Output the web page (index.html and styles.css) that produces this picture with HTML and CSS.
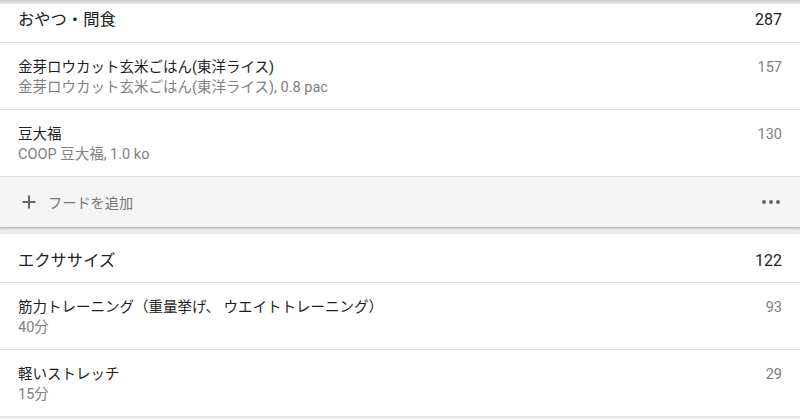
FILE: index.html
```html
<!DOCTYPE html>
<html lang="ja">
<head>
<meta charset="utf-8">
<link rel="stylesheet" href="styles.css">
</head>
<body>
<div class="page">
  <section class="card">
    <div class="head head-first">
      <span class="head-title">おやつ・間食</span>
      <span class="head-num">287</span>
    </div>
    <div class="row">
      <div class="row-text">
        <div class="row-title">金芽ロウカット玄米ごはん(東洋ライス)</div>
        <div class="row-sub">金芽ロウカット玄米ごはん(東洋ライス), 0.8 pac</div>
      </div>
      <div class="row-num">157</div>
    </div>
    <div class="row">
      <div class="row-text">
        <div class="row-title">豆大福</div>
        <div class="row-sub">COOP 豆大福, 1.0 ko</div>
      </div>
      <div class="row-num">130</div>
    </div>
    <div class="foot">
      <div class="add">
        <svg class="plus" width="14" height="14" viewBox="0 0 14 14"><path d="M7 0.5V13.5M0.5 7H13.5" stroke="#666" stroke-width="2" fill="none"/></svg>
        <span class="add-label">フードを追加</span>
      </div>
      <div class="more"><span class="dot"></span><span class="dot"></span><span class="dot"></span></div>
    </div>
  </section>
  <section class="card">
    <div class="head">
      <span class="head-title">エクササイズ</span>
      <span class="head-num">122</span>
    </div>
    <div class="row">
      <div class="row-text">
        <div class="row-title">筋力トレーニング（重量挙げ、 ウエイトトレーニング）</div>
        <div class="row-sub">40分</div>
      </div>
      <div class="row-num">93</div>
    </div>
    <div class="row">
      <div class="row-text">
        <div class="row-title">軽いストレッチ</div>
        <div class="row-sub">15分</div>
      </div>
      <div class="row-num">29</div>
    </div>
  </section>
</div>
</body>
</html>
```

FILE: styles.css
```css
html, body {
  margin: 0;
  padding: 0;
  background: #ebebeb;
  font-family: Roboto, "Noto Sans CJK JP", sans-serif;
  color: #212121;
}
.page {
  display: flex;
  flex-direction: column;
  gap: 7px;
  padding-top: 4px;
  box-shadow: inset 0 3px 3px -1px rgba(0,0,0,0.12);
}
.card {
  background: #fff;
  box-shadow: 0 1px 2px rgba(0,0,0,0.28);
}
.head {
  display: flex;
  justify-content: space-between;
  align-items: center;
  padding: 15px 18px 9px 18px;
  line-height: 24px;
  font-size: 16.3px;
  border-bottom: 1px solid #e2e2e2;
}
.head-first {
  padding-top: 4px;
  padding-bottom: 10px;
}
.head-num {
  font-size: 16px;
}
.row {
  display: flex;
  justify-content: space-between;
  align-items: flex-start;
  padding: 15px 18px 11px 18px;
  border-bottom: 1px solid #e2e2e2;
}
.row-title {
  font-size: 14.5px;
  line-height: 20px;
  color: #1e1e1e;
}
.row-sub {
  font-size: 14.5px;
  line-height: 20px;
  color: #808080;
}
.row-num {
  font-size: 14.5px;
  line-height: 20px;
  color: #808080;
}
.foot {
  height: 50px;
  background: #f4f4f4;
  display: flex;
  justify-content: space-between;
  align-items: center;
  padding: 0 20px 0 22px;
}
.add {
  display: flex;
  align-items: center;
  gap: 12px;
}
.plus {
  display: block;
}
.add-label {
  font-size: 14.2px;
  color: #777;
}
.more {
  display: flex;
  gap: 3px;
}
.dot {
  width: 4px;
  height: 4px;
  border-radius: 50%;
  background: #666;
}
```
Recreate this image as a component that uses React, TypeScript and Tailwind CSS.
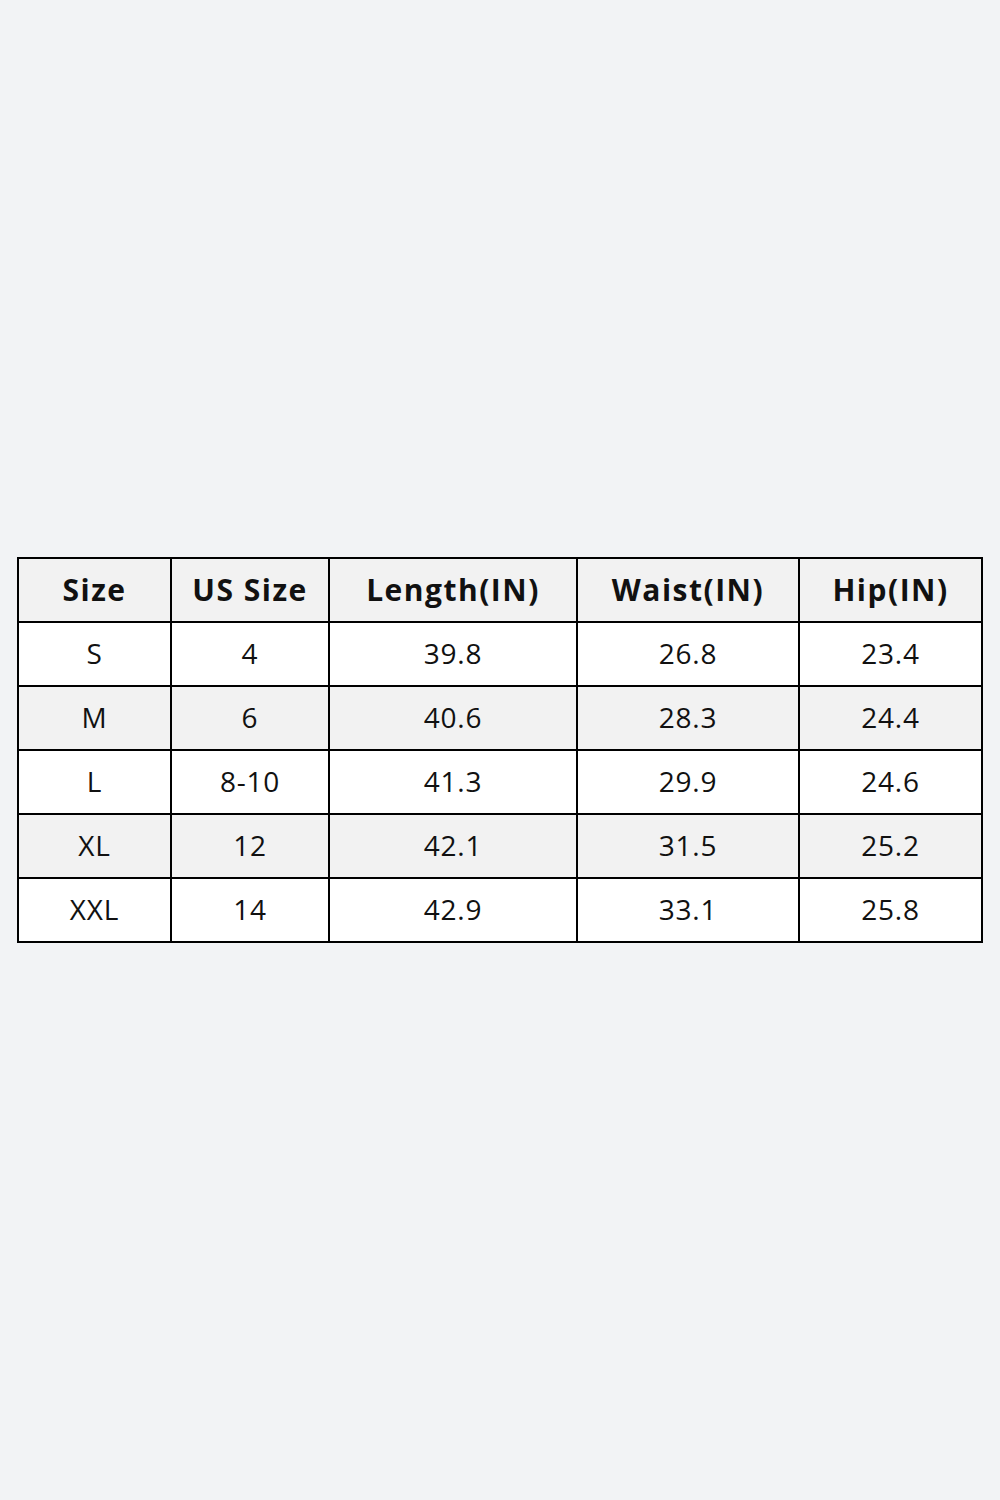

##########

What is expected
Reproduce the full listing above verbatim, with no pictures included.

Solution below
Output the web page (index.html and styles.css) that produces this picture with HTML and CSS.
FILE: index.html
```html
<!DOCTYPE html>
<html lang="ja">
<head>
<meta charset="utf-8">
<link rel="stylesheet" href="styles.css">
</head>
<body>
<div class="page">
  <section class="card">
    <div class="head head-first">
      <span class="head-title">おやつ・間食</span>
      <span class="head-num">287</span>
    </div>
    <div class="row">
      <div class="row-text">
        <div class="row-title">金芽ロウカット玄米ごはん(東洋ライス)</div>
        <div class="row-sub">金芽ロウカット玄米ごはん(東洋ライス), 0.8 pac</div>
      </div>
      <div class="row-num">157</div>
    </div>
    <div class="row">
      <div class="row-text">
        <div class="row-title">豆大福</div>
        <div class="row-sub">COOP 豆大福, 1.0 ko</div>
      </div>
      <div class="row-num">130</div>
    </div>
    <div class="foot">
      <div class="add">
        <svg class="plus" width="14" height="14" viewBox="0 0 14 14"><path d="M7 0.5V13.5M0.5 7H13.5" stroke="#666" stroke-width="2" fill="none"/></svg>
        <span class="add-label">フードを追加</span>
      </div>
      <div class="more"><span class="dot"></span><span class="dot"></span><span class="dot"></span></div>
    </div>
  </section>
  <section class="card">
    <div class="head">
      <span class="head-title">エクササイズ</span>
      <span class="head-num">122</span>
    </div>
    <div class="row">
      <div class="row-text">
        <div class="row-title">筋力トレーニング（重量挙げ、 ウエイトトレーニング）</div>
        <div class="row-sub">40分</div>
      </div>
      <div class="row-num">93</div>
    </div>
    <div class="row">
      <div class="row-text">
        <div class="row-title">軽いストレッチ</div>
        <div class="row-sub">15分</div>
      </div>
      <div class="row-num">29</div>
    </div>
  </section>
</div>
</body>
</html>
```

FILE: styles.css
```css
html, body {
  margin: 0;
  padding: 0;
  background: #ebebeb;
  font-family: Roboto, "Noto Sans CJK JP", sans-serif;
  color: #212121;
}
.page {
  display: flex;
  flex-direction: column;
  gap: 7px;
  padding-top: 4px;
  box-shadow: inset 0 3px 3px -1px rgba(0,0,0,0.12);
}
.card {
  background: #fff;
  box-shadow: 0 1px 2px rgba(0,0,0,0.28);
}
.head {
  display: flex;
  justify-content: space-between;
  align-items: center;
  padding: 15px 18px 9px 18px;
  line-height: 24px;
  font-size: 16.3px;
  border-bottom: 1px solid #e2e2e2;
}
.head-first {
  padding-top: 4px;
  padding-bottom: 10px;
}
.head-num {
  font-size: 16px;
}
.row {
  display: flex;
  justify-content: space-between;
  align-items: flex-start;
  padding: 15px 18px 11px 18px;
  border-bottom: 1px solid #e2e2e2;
}
.row-title {
  font-size: 14.5px;
  line-height: 20px;
  color: #1e1e1e;
}
.row-sub {
  font-size: 14.5px;
  line-height: 20px;
  color: #808080;
}
.row-num {
  font-size: 14.5px;
  line-height: 20px;
  color: #808080;
}
.foot {
  height: 50px;
  background: #f4f4f4;
  display: flex;
  justify-content: space-between;
  align-items: center;
  padding: 0 20px 0 22px;
}
.add {
  display: flex;
  align-items: center;
  gap: 12px;
}
.plus {
  display: block;
}
.add-label {
  font-size: 14.2px;
  color: #777;
}
.more {
  display: flex;
  gap: 3px;
}
.dot {
  width: 4px;
  height: 4px;
  border-radius: 50%;
  background: #666;
}
```
Recreate this image as a component that uses React, TypeScript and Tailwind CSS.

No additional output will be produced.